Menurutnya, manusia memiliki rasa cemas dan mengharap. Sedangkan, terbukti dalam perjalanan hidup setiap orang, tidak semua kecemasannya atau harapannya bisa dipenuhi oleh pihak lain. Maka seseorang yang mengalami hal terssebut harus ke atas, berdoa kepada Tuhan.
Doa adalah kebutuhan jiwa dan kebutuhan akal. Ketika seseorang memiliki harapan, dan setelah harapannya buntu, orang tersebut pasti ke atas.
“Anaknya sakit, punya duit, bawa ke dokter. Dokter A tidak berhasil, ke dokter B. Dokter B tidak berhasil, bawa ke luar negeri. Tidak berhasil, angkat tangan. Putus harapan anda? Tidak. Ke mana? Ke atas. Siapapun yang di atas yang anda percayai,” tegas Quraish Shihab.
Itu sebabnya ada sahabat nabi yang ingin masuk Islam, namun tidak mau membayar zakat dan puasa. Nabi hanya terdiam. Namun ketika dia menawar untuk tidak shalat. Nabi berkata bahwa tidak ada baiknya suatu agama yang tidak ada shalatnya. Harus ada shalat karena itu kebutuhan jiwa.
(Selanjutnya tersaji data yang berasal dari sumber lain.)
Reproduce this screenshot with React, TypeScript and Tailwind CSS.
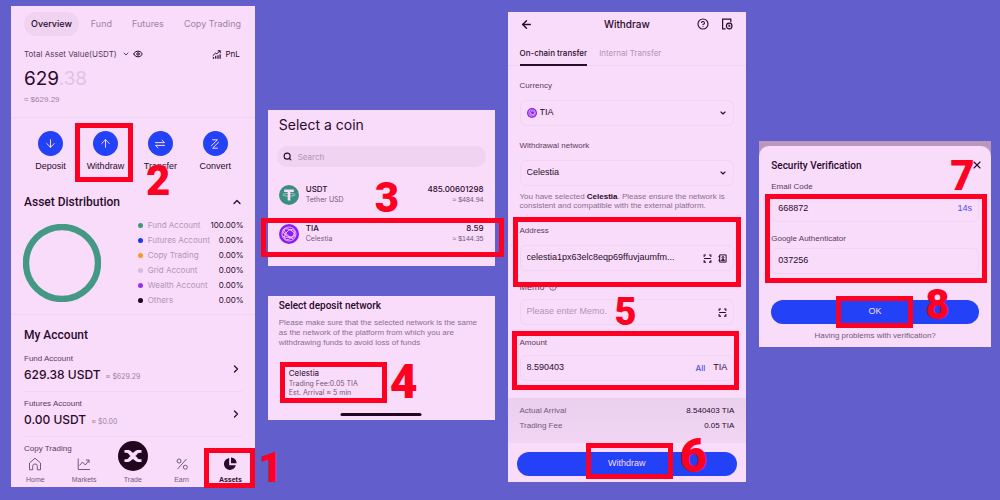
import { useState } from "react";
import type { ReactNode } from "react";
import {
  ArrowDown,
  ArrowLeft,
  ArrowUp,
  ChevronDown,
  ChevronRight,
  ChevronUp,
  CircleHelp,
  Eye,
  Search,
  X,
} from "lucide-react";

const panel = "relative bg-[#f9dcf9] text-[#2b0a2e]";
const heading = "font-[Roboto,sans-serif] font-medium";
const narrow = "font-['Liberation_Sans',sans-serif]";
const fieldLabel = "text-[8px] leading-[12px] text-[#5c3a60]";
const field =
  "flex h-[26px] w-full items-center rounded-md border border-[#f3d3f3] px-[6px]";

function Frame({ className }: { className: string }) {
  return (
    <div
      aria-hidden="true"
      className={`pointer-events-none absolute z-10 border-5 border-[#ff0022] ${className}`}
    />
  );
}

const stepSizes = {
  sm: "text-[38px] leading-[38px]",
  md: "text-[42px] leading-[42px]",
  lg: "text-[48px] leading-[48px]",
};

function Step({ n, size = "md", className }: { n: number; size?: keyof typeof stepSizes; className: string }) {
  return (
    <span
      className={`pointer-events-none absolute z-20 font-[Roboto,sans-serif] font-black text-[#ff0022] ${stepSizes[size]} ${className}`}
    >
      {n}
    </span>
  );
}

function TransferIcon() {
  return (
    <svg viewBox="0 0 12 12" className="size-3" fill="none" stroke="currentColor" strokeLinecap="round" strokeLinejoin="round">
      <path d="M1.500 4.600h9L8 2.200M10.500 7.400h-9L4 9.800" />
    </svg>
  );
}

function ConvertIcon() {
  return (
    <svg viewBox="0 0 12 12" className="size-3" fill="none" stroke="currentColor" strokeLinecap="round" strokeLinejoin="round">
      <path d="M3.600 1.800h4.800L2.400 7.800M8.400 10.200H3.600l6-6" />
    </svg>
  );
}

function PnlIcon() {
  return (
    <svg viewBox="0 0 12 12" className="size-[9px]" fill="none" stroke="currentColor" strokeWidth="1.300">
      <path d="M1 7.500 5 4l1.500 1L11 1M7.600 1H11v3.200" />
      <path d="M2 11.500V9.300M5 11.500V7.500M8 11.500V7M10.800 11.500V5.500" strokeWidth="1.600" />
    </svg>
  );
}

function ScanIcon() {
  return (
    <svg viewBox="0 0 12 12" className="size-[9px] shrink-0" fill="none" stroke="currentColor" strokeWidth="1.400">
      <path d="M1.500 4V1.200H4M8 1.200h2.500V4M10.500 8v2.800H8M4 10.800H1.500V8M1.500 6h9" />
    </svg>
  );
}

function BookIcon() {
  return (
    <svg viewBox="0 0 12 12" className="size-[9px] shrink-0" fill="none" stroke="currentColor" strokeWidth="1.300">
      <path d="M2.200 1.200h8.600v9.600H2.200zM.5 3.600h2.500M.5 8.400h2.500" />
      <circle cx="6.600" cy="4.600" r="1.300" />
      <path d="M4.200 8.800c.3-2.300 4.500-2.300 4.800 0z" />
    </svg>
  );
}

function RecordIcon() {
  return (
    <svg viewBox="0 0 12 12" className="size-3" fill="none" stroke="currentColor" strokeWidth="1.200">
      <path d="M4.600 10.800H1.600V1.200h8.200v3" />
      <circle cx="8.200" cy="8" r="2.800" />
      <path d="M8 6.600v1.600h1.400" />
    </svg>
  );
}

function TetherIcon() {
  return (
    <svg viewBox="0 0 20 20" className="size-5 shrink-0">
      <circle cx="10" cy="10" r="10" fill="#3c8f80" />
      <path d="M5.200 4.600h9.600v2.500h-3.500v8.300H8.700V7.100H5.200z" fill="#f9dcf9" />
      <ellipse cx="10" cy="9.800" rx="6" ry="1.400" fill="none" stroke="#f9dcf9" strokeWidth=".6" />
    </svg>
  );
}

function CelestiaIcon({ className }: { className: string }) {
  return (
    <svg viewBox="0 0 20 20" className={className}>
      <circle cx="10" cy="10" r="10" fill="#8a1df5" />
      <g fill="none" stroke="#f0c4fa" strokeWidth=".9">
        <circle cx="10" cy="10" r="7" />
        <ellipse cx="10" cy="9" rx="6.600" ry="3.400" transform="rotate(28 10 9)" />
        <ellipse cx="10.500" cy="10.500" rx="6.200" ry="3.600" transform="rotate(-48 10.500 10.500)" />
        <path d="M3.500 12c4 2.600 9 2 13-1.500M5 5.500c2 5 5 8 9.500 9.500" />
      </g>
    </svg>
  );
}

function TradeLogo() {
  return (
    <svg viewBox="0 0 30 30" className="size-[30px]">
      <circle cx="15" cy="15" r="15" fill="#23051f" />
      <path
        d="M6.500 9H10c2.800 0 3.700 2.700 5 2.700S17.200 9 20 9h3.500v2.800h-2c-2.400 0-2.600 3.200-4.400 3.200 1.800 0 2 3.200 4.400 3.200h2V21H20c-2.800 0-3.700-2.700-5-2.700S12.800 21 10 21H6.500v-2.800h2c2.400 0 2.600-3.200 4.400-3.200-1.800 0-2-3.200-4.400-3.200h-2z"
        fill="#f9dcf9"
      />
    </svg>
  );
}

const navIcon = "size-[14px]";

function HomeIcon() {
  return (
    <svg viewBox="0 0 14 14" className={navIcon} fill="none" stroke="currentColor">
      <path d="M1.500 6 7 1.200 12.500 6v6.800H9.300V9.200a2.300 2.300 0 0 0-4.600 0v3.600H1.500z" strokeLinejoin="round" />
    </svg>
  );
}

function MarketsIcon() {
  return (
    <svg viewBox="0 0 14 14" className={navIcon} fill="none" stroke="currentColor">
      <path d="M1.200 1.500v11H13M2.500 8.500l3-3.500 2.800 3L12 3.200M8.800 3H12v3" />
    </svg>
  );
}

function EarnIcon() {
  return (
    <svg viewBox="0 0 14 14" className={navIcon} fill="none" stroke="currentColor">
      <path d="M11.500 2 2.500 12" />
      <circle cx="4" cy="4" r="2" />
      <circle cx="10.300" cy="10.200" r="2" />
    </svg>
  );
}

function AssetsIcon() {
  return (
    <svg viewBox="0 0 14 14" className={navIcon} fill="currentColor">
      <path d="M6.200 1a6 6 0 1 0 6.600 7.200H6.200z" />
      <path d="M8 .6v5.700h5.600C13.500 3.200 11.200.8 8 .6z" />
    </svg>
  );
}

const actions: [string, ReactNode][] = [
  ["Deposit", <ArrowDown className="size-[13px]" strokeWidth={1.8} />],
  ["Withdraw", <ArrowUp className="size-[13px]" strokeWidth={1.8} />],
  ["Transfer", <TransferIcon />],
  ["Convert", <ConvertIcon />],
];

const accounts = [
  ["Fund Account", "100.00%", "bg-[#3f9482]"],
  ["Futures Account", "0.00%", "bg-[#1d35f5]"],
  ["Copy Trading", "0.00%", "bg-[#f79a26]"],
  ["Grid Account", "0.00%", "bg-[#dab9dd]"],
  ["Wealth Account", "0.00%", "bg-[#9a2ff2]"],
  ["Others", "0.00%", "bg-[#1d041c]"],
];

const balances = [
  ["Fund Account", "629.38 USDT", "≈ $629.29"],
  ["Futures Account", "0.00 USDT", "≈ $0.00"],
];

function OverviewPanel() {
  return (
    <section className={`${panel} mt-1.5 px-[13px]`}>
      <nav className="flex h-9 items-center gap-5 text-[9px] whitespace-nowrap text-[#a183a5]">
        <button className="-mr-2 h-6 rounded-full bg-[#f0d3f1] px-[7px] font-medium text-[#2b0a2e]">Overview</button>
        <button>Fund</button>
        <button>Futures</button>
        <button>Copy Trading</button>
      </nav>
      <div className="mt-1.5 flex h-3 items-center text-[8px] text-[#5c3a60]">
        <span>Total Asset Value(USDT)</span>
        <ChevronDown className="ml-[5px] size-2" strokeWidth={3} />
        <Eye className="ml-[3px] size-[10px] text-[#2b0a2e]" strokeWidth={2.4} />
        <button className="ml-auto flex items-center gap-1 pr-0.5 text-[#2b0a2e]">
          <PnlIcon />
          PnL
        </button>
      </div>
      <p className="mt-2 text-[19px] leading-[22px]">
        629<span className="text-[#e2c1e4]">.38</span>
      </p>
      <p className={`mt-1 h-[23px] text-[8px] leading-[12px] text-[#a183a5] ${narrow}`}>≈ $629.29</p>
      <div className={`-mx-[13px] grid h-16 grid-cols-4 border-t border-[#f3d3f3] px-3 pt-[13px] ${narrow}`}>
        {actions.map(([label, icon]) => (
          <button key={label} className="flex flex-col items-center gap-1 text-[9px] leading-[12px]">
            <span className="flex size-[25px] items-center justify-center rounded-full bg-[#2342f7] text-[#f9dcf9]">{icon}</span>
            {label}
          </button>
        ))}
      </div>
      <div className={`mt-[13px] flex h-4 items-center justify-between text-[12px] ${heading}`}>
        <h2>Asset Distribution</h2>
        <ChevronUp className="-mr-px size-3" strokeWidth={2.6} />
      </div>
      <div className="-mr-0.5 -ml-px mt-2 flex h-[90px] items-center justify-between">
        <svg viewBox="0 0 78 78" className="size-[78px]">
          <circle cx="39" cy="39" r="36" fill="none" stroke="#439984" strokeWidth="6.400" />
        </svg>
        <ul className="w-[106px] text-[8px] leading-[15px]">
          {accounts.map(([name, share, dot]) => (
            <li key={name} className="flex items-center whitespace-nowrap text-[#b394b7]">
              <span className={`mr-[5px] size-[5px] shrink-0 rounded-full ${dot}`} />
              {name}
              <span className="ml-auto text-[#2b0a2e]">{share}</span>
            </li>
          ))}
        </ul>
      </div>
      <div className="-mx-[13px] mt-1.5 border-t border-[#f3d3f3] px-[13px] pt-3">
        <h2 className={`text-[12px] leading-[16px] ${heading}`}>My Account</h2>
        {balances.map(([name, amount, value]) => (
          <div key={name} className="flex h-[45px] items-center justify-between border-b border-[#f3d3f3] first-of-type:mt-1">
            <div>
              <p className={`${fieldLabel} ${narrow}`}>{name}</p>
              <p className="mt-0.5 text-[12px] leading-[16px] font-medium">
                {amount} <span className="ml-0.5 text-[7px] font-normal text-[#a183a5]">{value}</span>
              </p>
            </div>
            <ChevronRight className="size-3" strokeWidth={2.6} />
          </div>
        ))}
        <p className={`mt-1.5 ${fieldLabel} ${narrow}`}>Copy Trading</p>
      </div>
      <nav className={`-mx-[13px] grid h-8 grid-cols-5 items-end pb-0.5 text-[7px] leading-[10px] text-[#775779] ${narrow}`}>
        <a href="#home" className="flex flex-col items-center gap-1"><HomeIcon />Home</a>
        <a href="#markets" className="flex flex-col items-center gap-1"><MarketsIcon />Markets</a>
        <a href="#trade" className="-mt-5 flex flex-col items-center gap-1"><TradeLogo />Trade</a>
        <a href="#earn" className="flex flex-col items-center gap-1"><EarnIcon />Earn</a>
        <a href="#assets" className="flex flex-col items-center gap-1 font-bold text-[#2b0a2e]"><AssetsIcon />Assets</a>
      </nav>
      <Frame className="top-[117px] left-16 h-[59px] w-[58px]" />
      <Step n={2} className="top-[154px] left-[135px]" />
      <Frame className="right-0 -bottom-px h-10 w-[51px]" />
      <Step n={1} className="-right-7 -bottom-0.5" />
    </section>
  );
}

function CoinRow({ icon, name, sub, amount, value }: { icon: ReactNode; name: string; sub: string; amount: string; value: string }) {
  return (
    <li className="flex h-[39px] items-center">
      {icon}
      <div className="ml-[7px] text-[8px] leading-[11px] font-medium">
        {name}
        <p className="text-[7px] leading-[10px] font-normal text-[#775779]">{sub}</p>
      </div>
      <div className="ml-auto text-right text-[8px] leading-[11px] font-medium">
        {amount}
        <p className={`text-[7px] leading-[10px] font-normal text-[#775779] ${narrow}`}>{value}</p>
      </div>
    </li>
  );
}

function CoinPanel() {
  return (
    <section className={`${panel} h-[156px] px-[11px] pt-[5px]`}>
      <h2 className="text-[14px] leading-[20px]">Select a coin</h2>
      <label className="mt-[11px] -mr-0.5 -ml-0.5 flex h-[21px] items-center gap-1.5 rounded-full bg-[#f0d3f1] px-1.5">
        <Search className="size-[9px]" strokeWidth={3} />
        <input aria-label="Search" placeholder="Search" className="min-w-0 flex-1 bg-transparent text-[8px] outline-none placeholder:text-[#b394b7]" />
      </label>
      <ul className="mt-2">
        <CoinRow icon={<TetherIcon />} name="USDT" sub="Tether USD" amount="485.00601298" value="≈ $484.94" />
        <CoinRow icon={<CelestiaIcon className="size-5 shrink-0" />} name="TIA" sub="Celestia" amount="8.59" value="≈ $144.35" />
      </ul>
      <Frame className="top-[108px] -right-[9px] -left-[7px] h-[39px]" />
      <Step n={3} className="top-[67px] left-[107px]" />
    </section>
  );
}

function NetworkPanel() {
  return (
    <section className={`${panel} mt-[30px] h-[124px] px-[11px] pt-[3px]`}>
      <h2 className={`text-[10px] leading-[13px] ${heading}`}>Select deposit network</h2>
      <p className={`mt-1.5 text-[8px] leading-[10px] text-[#8d6d91] ${narrow}`}>
        Please make sure that the selected network is the same as the network of the platform from which you are withdrawing funds to avoid loss of funds
      </p>
      <button className="mt-3.5 ml-px block w-[107px] border-5 border-[#ff0022] py-px pl-1 text-left">
        <span className="block text-[8px] leading-[11px]">Celestia</span>
        <span className="block text-[7px] leading-[9px] text-[#775779]">Trading Fee:0.05 TIA</span>
        <span className="block text-[7px] leading-[9px] text-[#775779]">Est. Arrival ≈ 5 min</span>
      </button>
      <Step n={4} size="lg" className="top-[62px] left-[122px]" />
      <div className="absolute bottom-1 left-1/2 h-[3px] w-[81px] -translate-x-1/2 rounded-full bg-[#23051f]" />
    </section>
  );
}

function SelectField({ id, label, options, icon }: { id: string; label: string; options: string[]; icon?: ReactNode }) {
  return (
    <div>
      <label htmlFor={id} className={`block ${fieldLabel}`}>{label}</label>
      <div className={`${field} mt-2`}>
        {icon}
        <select id={id} className="min-w-0 flex-1 appearance-none bg-transparent text-[9px] outline-none">
          {options.map((o) => <option key={o}>{o}</option>)}
        </select>
        <ChevronDown className="size-2" strokeWidth={3.4} />
      </div>
    </div>
  );
}

function WithdrawPanel() {
  const [address, setAddress] = useState("celestia1px63elc8eqp69ffuvjaumfm...");
  const [memo, setMemo] = useState("");
  const [amount, setAmount] = useState("8.590403");
  return (
    <section className={`${panel} mt-3 h-[470px]`}>
      <header className="flex h-6 items-center justify-between px-3">
        <button aria-label="Back"><ArrowLeft className="size-[13px]" strokeWidth={2.6} /></button>
        <h1 className="ml-6 text-[10px] font-medium">Withdraw</h1>
        <div className="flex items-center gap-3 pr-px">
          <button aria-label="Help"><CircleHelp className="size-3" strokeWidth={2.2} /></button>
          <button aria-label="Records"><RecordIcon /></button>
        </div>
      </header>
      <div className="mt-1.5 flex h-6 gap-3 border-b border-[#f3d3f3] px-3 text-[8px]">
        <button className="-mb-px border-b-2 border-[#2b0a2e] font-medium">On-chain transfer</button>
        <button className="-mb-px border-b-2 border-transparent text-[#b394b7]">Internal Transfer</button>
      </div>
      <div className={`px-3 pt-3.5 ${narrow}`}>
        <SelectField id="currency" label="Currency" options={["TIA"]} icon={<CelestiaIcon className="mr-[3px] size-[10px]" />} />
        <div className="mt-3.5">
          <SelectField id="network" label="Withdrawal network" options={["Celestia"]} />
        </div>
        <p className="mt-1.5 text-[8px] leading-[9px] text-[#8d6d91]">
          You have selected <b className="text-[#2b0a2e]">Celestia</b>. Please ensure the network is consistent and compatible with the external platform.
        </p>
        <label htmlFor="address" className={`mt-[15px] block ${fieldLabel}`}>Address</label>
        <div className={`${field} mt-2 gap-1.5`}>
          <input id="address" value={address} onChange={(e) => setAddress(e.target.value)} className="min-w-0 flex-1 bg-transparent text-[9px] outline-none" />
          <button aria-label="Scan address"><ScanIcon /></button>
          <button aria-label="Address book"><BookIcon /></button>
        </div>
        <label htmlFor="memo" className="mt-2.5 flex items-center gap-1 text-[9px] leading-[12px] text-[#5c3a60]">
          Memo <CircleHelp className="size-2" />
        </label>
        <div className={`${field} mt-1.5`}>
          <input id="memo" value={memo} placeholder="Please enter Memo." onChange={(e) => setMemo(e.target.value)} className="min-w-0 flex-1 bg-transparent text-[9px] outline-none placeholder:text-[#b394b7]" />
          <button aria-label="Scan memo"><ScanIcon /></button>
        </div>
        <label htmlFor="amount" className={`mt-3 block ${fieldLabel}`}>Amount</label>
        <div className={`${field} mt-1.5 gap-2 text-[9px]`}>
          <input id="amount" value={amount} onChange={(e) => setAmount(e.target.value)} className="min-w-0 flex-1 bg-transparent outline-none" />
          <button className="font-[Inter,sans-serif] text-[8px] font-medium text-[#4b50ea]">All</button>
          <span>TIA</span>
        </div>
      </div>
      <dl className={`mt-[17px] grid h-[45px] grid-cols-2 content-start bg-linear-to-b from-[#ebd0ed] to-[#f1d5f2] px-3 pt-[5px] text-[8px] leading-[15px] text-[#775779] ${narrow}`}>
        <dt>Actual Arrival</dt>
        <dd className="text-right text-[#2b0a2e]">8.540403 TIA</dd>
        <dt>Trading Fee</dt>
        <dd className="text-right text-[#2b0a2e]">0.05 TIA</dd>
      </dl>
      <div className={`px-[9px] pt-1.5 ${narrow}`}>
        <button className="h-6 w-full rounded-full bg-[#2342f7] text-[9px] text-[#f9dcf9]">Withdraw</button>
      </div>
      <Frame className="top-[205px] right-[5px] left-[5px] h-[70px]" />
      <Frame className="top-[319px] right-[7px] left-1 h-[59px]" />
      <Frame className="bottom-[3px] left-[78px] h-9 w-[87px]" />
      <Step n={5} size="sm" className="top-[281px] left-[107px]" />
      <Step n={6} size="lg" className="bottom-0.5 left-[172px]" />
    </section>
  );
}

function VerifyPanel() {
  const [email, setEmail] = useState("668872");
  const [auth, setAuth] = useState("037256");
  return (
    <section className="relative mt-[141px] h-[206px] bg-[#bc97bd] pt-[5px]">
      <div className={`h-full rounded-t-[10px] bg-[#f9dcf9] px-3 pt-[11px] text-[#2b0a2e] ${narrow}`}>
        <div className="flex h-4 items-center justify-between">
          <h2 className={`text-[10px] ${heading}`}>Security Verification</h2>
          <button aria-label="Close"><X className="-mr-1 size-3" strokeWidth={2.2} /></button>
        </div>
        <label htmlFor="email" className={`mt-2 block ${fieldLabel}`}>Email Code</label>
        <div className={`${field} mt-[3px]`}>
          <input id="email" value={email} onChange={(e) => setEmail(e.target.value)} className="min-w-0 flex-1 bg-transparent text-[9px] outline-none" />
          <span className="text-[9px] text-[#4b50ea]">14s</span>
        </div>
        <label htmlFor="auth" className={`mt-[11px] block ${fieldLabel}`}>Google Authenticator</label>
        <div className={`${field} mt-[3px]`}>
          <input id="auth" value={auth} onChange={(e) => setAuth(e.target.value)} className="min-w-0 flex-1 bg-transparent text-[9px] outline-none" />
        </div>
        <button className="mt-[26px] h-6 w-full rounded-full bg-[#2342f7] text-[9px] text-[#f9dcf9]">OK</button>
        <a href="#help" className="mt-1.5 block text-center text-[8px] leading-[12px] text-[#775779]">Having problems with verification?</a>
      </div>
      <Frame className="top-[53px] right-1 left-1.5 h-[89px]" />
      <Frame className="top-[155px] left-[77px] h-8 w-[77px]" />
      <Step n={7} className="top-[14px] left-[191px]" />
      <Step n={8} className="top-[143px] left-[166px]" />
    </section>
  );
}

export default function App() {
  return (
    <main className="grid min-h-screen grid-cols-[244fr_227fr_239fr_232fr] items-start gap-x-[13px] bg-[#625ecb] pr-[9px] pl-[11px] font-[Inter,sans-serif]">
      <OverviewPanel />
      <div className="mt-[110px]">
        <CoinPanel />
        <NetworkPanel />
      </div>
      <WithdrawPanel />
      <VerifyPanel />
    </main>
  );
}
Allah SWT senang ketika hamba-Nya berdoa. Allah kecewa kalau seseorang minta kepada orang lain, namun tidak meminta kepada Allah. Maka, menurut Quraish Shihab, sebelum kita meminta kepada orang lain, kita harus meminta terlebih dahulu kepada Allah.
“Ya Allah. Saya mau minta tolong ke si A. Tolong buka hatinya agar dia mau membantu saya. Ya Allah, tolong beri dia kemampuan untuk membantu saya,” ujar Quraish Shihab memberi contoh.
Terkadang, ada orang yang dijatuhi Allah musibah, agar orang tersebut memanggil Allah.
Shalat dalam arti yang khusus oleh para ulama didefinisikan dengan ucapan-ucapan dan perbuatan-perbuatan tertentu yang dimulai dengan takbir dan diakhiri dengan salam.
Ada dua istilah dalam perintah shalat. Ada yang dimulai dengan kata “aqiimu…” ada yang tidak dimulai dengan “aqiimu…”.
Misalnya dalam surat At-Taubah ayat 103 dan surat Al-Ahzab ayat 56.
(At-Taubah: 103) خُذْ مِنْ أَمْوَٰلِهِمْ صَدَقَةً تُطَهِّرُهُمْ وَتُزَكِّيهِم بِهَا وَصَلِّ عَلَيْهِمْ ۖ إِنَّ صَلَوٰتَكَ سَكَنٌ لَّهُمْ ۗ وَٱللَّهُ سَمِيعٌ عَلِيمٌ
(Al-Ahzab: 56) إِنَّ ٱللَّهَ وَمَلَٰٓئِكَتَهُۥ يُصَلُّونَ عَلَى ٱلنَّبِىِّ ۚ يَٰٓأَيُّهَا ٱلَّذِينَ ءَامَنُوا۟ صَلُّوا۟ عَلَيْهِ وَسَلِّمُوا۟ تَسْلِيمًا
Shalat di sini bukan dalam arti yang khusus, namun shalat dalam arti berdoa.
Kata iqamat biasa diterjemahkan dengan “mendirikan”. Kata qooma yang biasa diartikan “berdiri” itu menggambarkan terlaksananya sesuatu dengan sempurna.
“Mendirikan shalat berarti melaksanakannya secara sempurna, sehingga sempurna rukunnya, sempurna syaratnya, sempurnya khusyuknya, sempurna sunnah-sunnahnya, dan lain-lain. Itu arti aqimus shalah,” tegas Quraish Shihab.